== RECORDED INFORMATION ==
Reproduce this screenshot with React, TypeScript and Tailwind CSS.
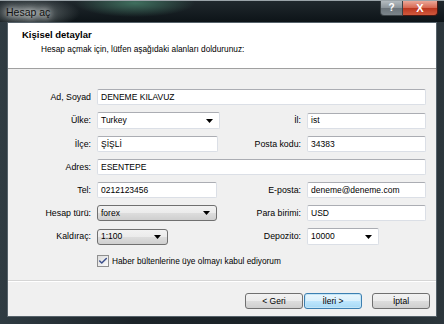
import { Check } from "lucide-react";

const font = "font-['Liberation_Sans',Arial,sans-serif]";

function Label({ children }: { children: React.ReactNode }) {
  return <div className="flex h-[16px] items-center justify-end whitespace-nowrap">{children}</div>;
}

function TextBox({ value, className = "" }: { value: string; className?: string }) {
  return (
    <div
      className={`flex h-[16px] items-center rounded-[2px] border border-[#dbdfe6] border-t-[#abadb3] bg-white px-[3px] text-[8.5px] ${className}`}
    >
      {value}
    </div>
  );
}

function Arrow() {
  return (
    <svg width="7" height="4" viewBox="0 0 7 4" className="ml-auto shrink-0">
      <path d="M0 0h7L3.5 4z" fill="#000" />
    </svg>
  );
}

// editable combo: white field with arrow
function Combo({ value, className = "" }: { value: string; className?: string }) {
  return (
    <div
      className={`flex h-[17px] items-center rounded-[2px] border border-[#dbdfe6] border-t-[#abadb3] bg-white pl-[3px] pr-[6px] text-[8.5px] ${className}`}
    >
      {value}
      <Arrow />
    </div>
  );
}

// drop-down list: button-like gradient
function DropList({ value, className = "" }: { value: string; className?: string }) {
  return (
    <div
      className={`flex h-[16px] items-center rounded-[3px] border border-[#707070] bg-[linear-gradient(#f2f2f2_0%,#ebebeb_50%,#dddddd_51%,#cfcfcf_100%)] pl-[3px] pr-[6px] text-[8.5px] ${className}`}
    >
      {value}
      <Arrow />
    </div>
  );
}

function Button({ children, focused = false }: { children: React.ReactNode; focused?: boolean }) {
  return (
    <button
      type="button"
      className={`flex h-[16px] w-[58px] items-center justify-center rounded-[3px] border text-[8.5px] text-black ${
        focused
          ? "border-[#3c7fb1] bg-[linear-gradient(#eaf6fd_0%,#d9f0fc_50%,#bee6fd_51%,#a7d9f5_100%)] shadow-[inset_0_0_0_1px_#c4e5f6]"
          : "border-[#707070] bg-[linear-gradient(#f2f2f2_0%,#ebebeb_50%,#dddddd_51%,#cfcfcf_100%)]"
      }`}
    >
      {children}
    </button>
  );
}

export default function App() {
  return (
    <div
      className={`flex h-[324px] w-[444px] flex-col overflow-hidden bg-[linear-gradient(90deg,#2f3b42,#1c2429_30%,#1a2227_70%,#2c363c)] text-[8.8px] leading-none text-black ${font}`}
    >
      {/* title bar */}
      <div className="flex h-[22px] shrink-0 border-t border-[#9aa3a8] bg-[radial-gradient(ellipse_60px_14px_at_135px_2px,#3f6f5e,transparent),radial-gradient(ellipse_50px_16px_at_30px_12px,#6d7677,transparent),linear-gradient(#20282d,#0d1418)]">
        <div className="flex items-center pl-[6px] pt-[2px] text-[10.5px] text-[#111] [text-shadow:0_0_6px_#fff,0_0_10px_#fff]">
          Hesap aç
        </div>
        <div className="ml-auto mr-[6px] flex self-start">
          <div className="flex h-[15px] w-[23px] items-center justify-center rounded-bl-[4px] border border-t-0 border-[#3b4246] bg-[linear-gradient(#b4bbc0,#8a9399_50%,#6a737a_51%,#7c858b)] text-[10px] font-bold text-white">
            ?
          </div>
          <div className="flex h-[15px] w-[35px] items-center justify-center rounded-br-[4px] border border-l-0 border-t-0 border-[#4a1a14] bg-[linear-gradient(#eba898,#d6654f_50%,#ba361f_51%,#d0593d)] text-[11px] font-bold text-white">
            X
          </div>
        </div>
      </div>

      {/* client area */}
      <div className="mx-[7px] mb-[7px] flex flex-1 flex-col border border-[#56626a] bg-[#f0f0f0]">
        <div className="h-[46px] shrink-0 border-b border-[#a0a0a0] bg-white pl-[14px] pt-[7px]">
          <div className="text-[9.5px] font-bold">Kişisel detaylar</div>
          <div className="mt-[5px] pl-[19px] text-[8.3px]">
            Hesap açmak için, lütfen aşağıdaki alanları doldurunuz:
          </div>
        </div>

        <div className="h-[211px] shrink-0 pt-[20px]">
          <div className="grid grid-cols-[83px_121px_77px_119px] items-center gap-x-[6px] gap-y-[7px]">
            <Label>Ad, Soyad</Label>
            <TextBox value="DENEME KILAVUZ" className="col-span-3" />

            <Label>Ülke:</Label>
            <Combo value="Turkey" className="w-[123px]" />
            <Label>İl:</Label>
            <TextBox value="ist" />

            <Label>İlçe:</Label>
            <TextBox value="ŞİŞLİ" />
            <Label>Posta kodu:</Label>
            <TextBox value="34383" />

            <Label>Adres:</Label>
            <TextBox value="ESENTEPE" className="col-span-3" />

            <Label>Tel:</Label>
            <TextBox value="0212123456" className="w-[120px]" />
            <Label>E-posta:</Label>
            <TextBox value="deneme@deneme.com" />

            <Label>Hesap türü:</Label>
            <DropList value="forex" className="w-[120px]" />
            <Label>Para birimi:</Label>
            <TextBox value="USD" />

            <Label>Kaldıraç:</Label>
            <DropList value="1:100" className="w-[71px]" />
            <Label>Depozito:</Label>
            <Combo value="10000" className="w-[72px]" />

            <div />
            <label className="col-span-3 mt-[3px] flex items-center gap-[3px] text-[8.3px]">
              <span className="flex h-[12px] w-[12px] items-center justify-center border border-[#8f8f8f] bg-[linear-gradient(135deg,#dcdcdc,#fbfbfb)]">
                <Check size={10} strokeWidth={3.5} className="text-[#3b4f8c]" />
              </span>
              Haber bültenlerine üye olmayı kabul ediyorum
            </label>
          </div>
        </div>

        <div className="flex flex-1 justify-end border-t border-[#d5d5d5] pr-[6px] pt-[12px] shadow-[inset_0_1px_0_#fff]">
          <div className="flex gap-[1px]">
            <Button>&lt; Geri</Button>
            <Button focused>İleri &gt;</Button>
          </div>
          <div className="ml-[10px]">
            <Button>İptal</Button>
          </div>
        </div>
      </div>
    </div>
  );
}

== WHAT IS ASKED ==
Restate the data above word for word. Do not include the images.

== CORRECT OUTPUT ==
Reproduce this screenshot with React, TypeScript and Tailwind CSS.
import { Check } from "lucide-react";

const font = "font-['Liberation_Sans',Arial,sans-serif]";

function Label({ children }: { children: React.ReactNode }) {
  return <div className="flex h-[16px] items-center justify-end whitespace-nowrap">{children}</div>;
}

function TextBox({ value, className = "" }: { value: string; className?: string }) {
  return (
    <div
      className={`flex h-[16px] items-center rounded-[2px] border border-[#dbdfe6] border-t-[#abadb3] bg-white px-[3px] text-[8.5px] ${className}`}
    >
      {value}
    </div>
  );
}

function Arrow() {
  return (
    <svg width="7" height="4" viewBox="0 0 7 4" className="ml-auto shrink-0">
      <path d="M0 0h7L3.5 4z" fill="#000" />
    </svg>
  );
}

// editable combo: white field with arrow
function Combo({ value, className = "" }: { value: string; className?: string }) {
  return (
    <div
      className={`flex h-[17px] items-center rounded-[2px] border border-[#dbdfe6] border-t-[#abadb3] bg-white pl-[3px] pr-[6px] text-[8.5px] ${className}`}
    >
      {value}
      <Arrow />
    </div>
  );
}

// drop-down list: button-like gradient
function DropList({ value, className = "" }: { value: string; className?: string }) {
  return (
    <div
      className={`flex h-[16px] items-center rounded-[3px] border border-[#707070] bg-[linear-gradient(#f2f2f2_0%,#ebebeb_50%,#dddddd_51%,#cfcfcf_100%)] pl-[3px] pr-[6px] text-[8.5px] ${className}`}
    >
      {value}
      <Arrow />
    </div>
  );
}

function Button({ children, focused = false }: { children: React.ReactNode; focused?: boolean }) {
  return (
    <button
      type="button"
      className={`flex h-[16px] w-[58px] items-center justify-center rounded-[3px] border text-[8.5px] text-black ${
        focused
          ? "border-[#3c7fb1] bg-[linear-gradient(#eaf6fd_0%,#d9f0fc_50%,#bee6fd_51%,#a7d9f5_100%)] shadow-[inset_0_0_0_1px_#c4e5f6]"
          : "border-[#707070] bg-[linear-gradient(#f2f2f2_0%,#ebebeb_50%,#dddddd_51%,#cfcfcf_100%)]"
      }`}
    >
      {children}
    </button>
  );
}

export default function App() {
  return (
    <div
      className={`flex h-[324px] w-[444px] flex-col overflow-hidden bg-[linear-gradient(90deg,#2f3b42,#1c2429_30%,#1a2227_70%,#2c363c)] text-[8.8px] leading-none text-black ${font}`}
    >
      {/* title bar */}
      <div className="flex h-[22px] shrink-0 border-t border-[#9aa3a8] bg-[radial-gradient(ellipse_60px_14px_at_135px_2px,#3f6f5e,transparent),radial-gradient(ellipse_50px_16px_at_30px_12px,#6d7677,transparent),linear-gradient(#20282d,#0d1418)]">
        <div className="flex items-center pl-[6px] pt-[2px] text-[10.5px] text-[#111] [text-shadow:0_0_6px_#fff,0_0_10px_#fff]">
          Hesap aç
        </div>
        <div className="ml-auto mr-[6px] flex self-start">
          <div className="flex h-[15px] w-[23px] items-center justify-center rounded-bl-[4px] border border-t-0 border-[#3b4246] bg-[linear-gradient(#b4bbc0,#8a9399_50%,#6a737a_51%,#7c858b)] text-[10px] font-bold text-white">
            ?
          </div>
          <div className="flex h-[15px] w-[35px] items-center justify-center rounded-br-[4px] border border-l-0 border-t-0 border-[#4a1a14] bg-[linear-gradient(#eba898,#d6654f_50%,#ba361f_51%,#d0593d)] text-[11px] font-bold text-white">
            X
          </div>
        </div>
      </div>

      {/* client area */}
      <div className="mx-[7px] mb-[7px] flex flex-1 flex-col border border-[#56626a] bg-[#f0f0f0]">
        <div className="h-[46px] shrink-0 border-b border-[#a0a0a0] bg-white pl-[14px] pt-[7px]">
          <div className="text-[9.5px] font-bold">Kişisel detaylar</div>
          <div className="mt-[5px] pl-[19px] text-[8.3px]">
            Hesap açmak için, lütfen aşağıdaki alanları doldurunuz:
          </div>
        </div>

        <div className="h-[211px] shrink-0 pt-[20px]">
          <div className="grid grid-cols-[83px_121px_77px_119px] items-center gap-x-[6px] gap-y-[7px]">
            <Label>Ad, Soyad</Label>
            <TextBox value="DENEME KILAVUZ" className="col-span-3" />

            <Label>Ülke:</Label>
            <Combo value="Turkey" className="w-[123px]" />
            <Label>İl:</Label>
            <TextBox value="ist" />

            <Label>İlçe:</Label>
            <TextBox value="ŞİŞLİ" />
            <Label>Posta kodu:</Label>
            <TextBox value="34383" />

            <Label>Adres:</Label>
            <TextBox value="ESENTEPE" className="col-span-3" />

            <Label>Tel:</Label>
            <TextBox value="0212123456" className="w-[120px]" />
            <Label>E-posta:</Label>
            <TextBox value="deneme@deneme.com" />

            <Label>Hesap türü:</Label>
            <DropList value="forex" className="w-[120px]" />
            <Label>Para birimi:</Label>
            <TextBox value="USD" />

            <Label>Kaldıraç:</Label>
            <DropList value="1:100" className="w-[71px]" />
            <Label>Depozito:</Label>
            <Combo value="10000" className="w-[72px]" />

            <div />
            <label className="col-span-3 mt-[3px] flex items-center gap-[3px] text-[8.3px]">
              <span className="flex h-[12px] w-[12px] items-center justify-center border border-[#8f8f8f] bg-[linear-gradient(135deg,#dcdcdc,#fbfbfb)]">
                <Check size={10} strokeWidth={3.5} className="text-[#3b4f8c]" />
              </span>
              Haber bültenlerine üye olmayı kabul ediyorum
            </label>
          </div>
        </div>

        <div className="flex flex-1 justify-end border-t border-[#d5d5d5] pr-[6px] pt-[12px] shadow-[inset_0_1px_0_#fff]">
          <div className="flex gap-[1px]">
            <Button>&lt; Geri</Button>
            <Button focused>İleri &gt;</Button>
          </div>
          <div className="ml-[10px]">
            <Button>İptal</Button>
          </div>
        </div>
      </div>
    </div>
  );
}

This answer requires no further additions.